Integration challenges from migrant/refugees perspective


In the frame of the project focus groups with migrants/refugees were carried out in each partner country. The aim of these focus groups was to collect information on the migrants’/refugees’ needs and expectations with regards to the expected outputs/deliverables of the project and how these could be a supportive mechanism to their needs. Totally 38 persons representing 19 different countries of origin were interviewed.

Among various topics discussed during the focus groups the most common integration challenges were identified. These are: the language barrier, bureaucratic hardships related to migration and integration, challenges in finding a stable job, negative attitudes and prejudices towards migrants, difficulties in establishing relationships with the locals.

The language barrier

The language barrier was described as the most challenging factor to successful integration by nearly all migrants/refugees who took part in focus groups.

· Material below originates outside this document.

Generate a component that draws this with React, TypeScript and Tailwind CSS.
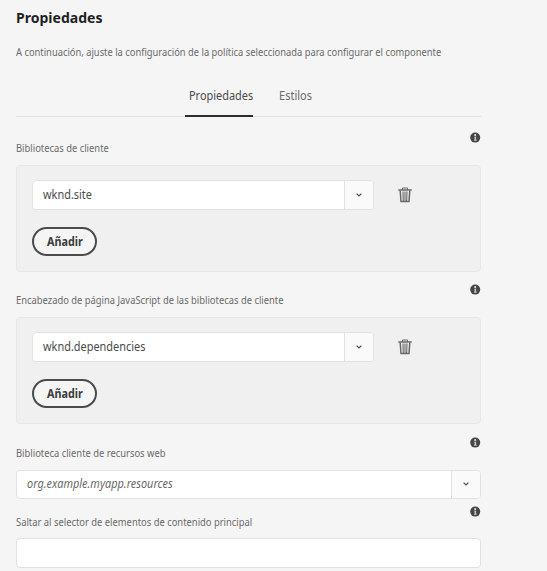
import type { ReactNode } from 'react';

function InfoIcon() {
  return (
    <svg className="size-[11px] shrink-0" viewBox="0 0 11 11" aria-hidden="true">
      <circle cx="5.2" cy="5.6" r="5" fill="#454545" />
      <circle cx="5.2" cy="3.1" r="1.1" fill="#dcdcdc" />
      <path d="M4 4.7H6.1V7.8H6.7V8.8H3.9V7.8H4.6V5.6H4Z" fill="#c8c8c8" />
    </svg>
  );
}

function TrashIcon() {
  return (
    <svg className="h-4 w-[14px]" viewBox="0 0 14 16" fill="none" stroke="#686868" aria-hidden="true">
      <path d="M0.3 3H13.7" strokeWidth="1.5" />
      <path d="M4.5 2.8V1H9.5V2.8" />
      <path d="M2.2 3.5L3 14.6H11L11.8 3.5" strokeWidth="1.5" />
      <path d="M5 4.5L5.3 14M7 4.5V14M9 4.5L8.7 14" strokeWidth="1.1" />
    </svg>
  );
}

function ChevronIcon() {
  return (
    <svg className="h-1 w-[6px]" viewBox="0 0 6 4" fill="none" stroke="#505050" strokeWidth="1.3" aria-hidden="true">
      <path d="M0.6 0.6L3 2.9L5.4 0.6" />
    </svg>
  );
}

function FieldHeader({ children }: { children: ReactNode }) {
  return (
    <div className="flex h-[33px] justify-between">
      <div className="pt-2 text-[11px] leading-4 whitespace-nowrap text-[#6a6a6a]">
        <span className="inline-block origin-left scale-x-[0.853]">{children}</span>
      </div>
      <InfoIcon />
    </div>
  );
}

function Select({ children }: { children: ReactNode }) {
  return (
    <div className="flex h-full overflow-hidden rounded-[4px] border border-[#e1e1e1] bg-white">
      <div className="flex flex-1 items-center pl-[10px] text-[12px] whitespace-nowrap text-[#4b4b4b]">
        <span className="inline-block origin-left scale-x-[0.91]">{children}</span>
      </div>
      <div className="flex w-[29px] items-center justify-center border-l border-[#e1e1e1] bg-[#fafafa]">
        <ChevronIcon />
      </div>
    </div>
  );
}

function LibraryPanel({ children }: { children: ReactNode }) {
  return (
    <div className="h-[107px] rounded-[4px] border border-[#e7e7e7] bg-[#f0f0f0] pt-[14px] pl-[15px]">
      <div className="flex items-center">
        <div className="h-[30px] w-[342px]">
          <Select>{children}</Select>
        </div>
        <button className="ml-6">
          <TrashIcon />
        </button>
      </div>
      <button className="mt-[17px] flex h-[29px] w-[65px] items-center justify-center rounded-full border-2 border-[#4b4b4b] bg-[#f5f5f5] text-[12px] font-bold text-[#3c3c3c]">
        <span className="inline-block scale-x-[0.9]">Añadir</span>
      </button>
    </div>
  );
}

export default function App() {
  return (
    <div className="h-[571px] overflow-hidden bg-[#f5f5f5] pl-4 font-['Noto_Sans',sans-serif]">
      <div className="w-[464.5px]">
        <h1 className="pt-[7px] text-[15px] leading-5 font-bold whitespace-nowrap text-[#1f1f1f]">
          <span className="inline-block origin-left scale-x-[0.935]">Propiedades</span>
        </h1>
        <p className="mt-[17px] text-[11px] leading-4 whitespace-nowrap text-[#6a6a6a]">
          <span className="inline-block origin-left scale-x-[0.85]">
            A continuación, ajuste la configuración de la política seleccionada para configurar el componente
          </span>
        </p>
        <div className="mt-[21px] flex h-[36px] gap-[22px] border-b border-[#e1e1e1] pl-[169px] text-[12px]">
          <div className="h-[36px] w-[68px] border-b-2 border-[#2c2c2c] pt-[7px] pl-1 leading-4 whitespace-nowrap text-[#4b4b4b]">
            <span className="inline-block origin-left scale-x-[0.91]">Propiedades</span>
          </div>
          <div className="pt-[7px] pl-1 leading-4 text-[#6a6a6a]">
            <span className="inline-block origin-left scale-x-[0.92]">Estilos</span>
          </div>
        </div>
        <div className="mt-[15px]">
          <FieldHeader>Bibliotecas de cliente</FieldHeader>
          <LibraryPanel>wknd.site</LibraryPanel>
        </div>
        <div className="mt-[12.3px]">
          <FieldHeader>Encabezado de página JavaScript de las bibliotecas de cliente</FieldHeader>
          <LibraryPanel>wknd.dependencies</LibraryPanel>
        </div>
        <div className="mt-[12.7px]">
          <FieldHeader>Biblioteca cliente de recursos web</FieldHeader>
          <div className="h-[29px]">
            <Select>
              <span className="text-[#6a6a6a] italic">org.example.myapp.resources</span>
            </Select>
          </div>
        </div>
        <div className="mt-[7px]">
          <FieldHeader>Saltar al selector de elementos de contenido principal</FieldHeader>
          <div className="-mt-px h-[30px] rounded-[4px] border border-[#e1e1e1] bg-white" />
        </div>
      </div>
    </div>
  );
}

Its significance by informants in Lithuania and Italy was linked to situations in which migrants face obstacles in communicating with the local people and establishing solid relationships with them.

The lack of local language skills hinders the whole integration process as migrants need to put extra effort in proving their willingness and ability to integrate. As informants in Italy point out, it is best demonstrated in situations where migrants who cannot speak the local language need to find a stable job and so secure their stay in the country. Bureaucratic hardships related to migration and integration Prolonged formal procedures, requirements beyond abilities of migrants, administrative burdens, and provision of conflicting information by formal/informal authorities have been described as challenges by migrants. Specific bureaucratic challenges are more often faced by students and refugees. For example, Lithuanian focus groups’ participants disclosed about difficulties in opening a bank account, limited opportunities to join the labour market (especially previously, when Master students could work only part time), limited access to health care services (due to the lack of medical insurance students can receive medical assistance only in case of emergency), to get a scholarship if a person is not from Belarus or EU–country.

However, informants in Austria noticed that the status of a student may open up greater support in terms of social network through their university compared to people who came for employment or asylum, making the integration much easier. Challenges in finding a stable job This group of obstacles relates to not only efforts burdened in finding an employment, but also in the lack of opportunities for migrants in regard to their qualifications possessed, the jobs that may not correspond their expectations or limited opportunities to change the employer. For example, informants mentioned the lack of jobs as a major obstacle to integration in Italy. In particular, it is very difficult to enter the market in a legal way (i.e., with a regular contract). It was also mentioned that even if you can find a job in Italy as an immigrant, most often it is not the job you are qualified for or the job you wished you could do originally. Negative attitudes and prejudices towards migrants Such attitudes may be held by both the local community members and service providers and create a hostile environment unfriendly to migrants. Informants in Austria, Italy and Spain pointed out that in some contexts, migrants are perceived as “inferior” ones, outsiders, or guests, are labelled as “job–thieves”, “people in constant need of help” and as coming to the countries to live from subsidies.

As informants in Austria put it – migrants are expected to be naturally grateful for being in host countries and supposed to demonstrate respect. Such an environment may lead to questioning as to where people belong, as they do not feel at home anymore, but they are perceived as guests in the host country. Difficulties in establishing relationships with the locals Focus groups’ participants talked about the persistent difficulties in creating a relationship with local people due to language barrier and cultural differences, perceived sense of loneliness and social isolation. For example, in Austria, some referred to difficulties in finding common interests with the locals making them hold on to their own community. Hence, interaction with the local society and “finding people that you can trust” can be quite a challenge for migrants.

In the Netherlands, the lack of a social network, absence of friends, the family far away and the loneliness this produces constituted a serious obstacle. Interestingly, as an informant in Italy noticed, social isolation can be rooted in a geographical isolation, namely, the reception centre which is distanced. The participant disclosed that when he arrived in Italy, he was sent to a reception centre which was far away from any major city. This geographic isolation represented an important obstacle to him as he could not meet anybody other than the other migrants living in the centre. In particular, he could not meet any local person, and this made him feel socially and emotionally isolated as well.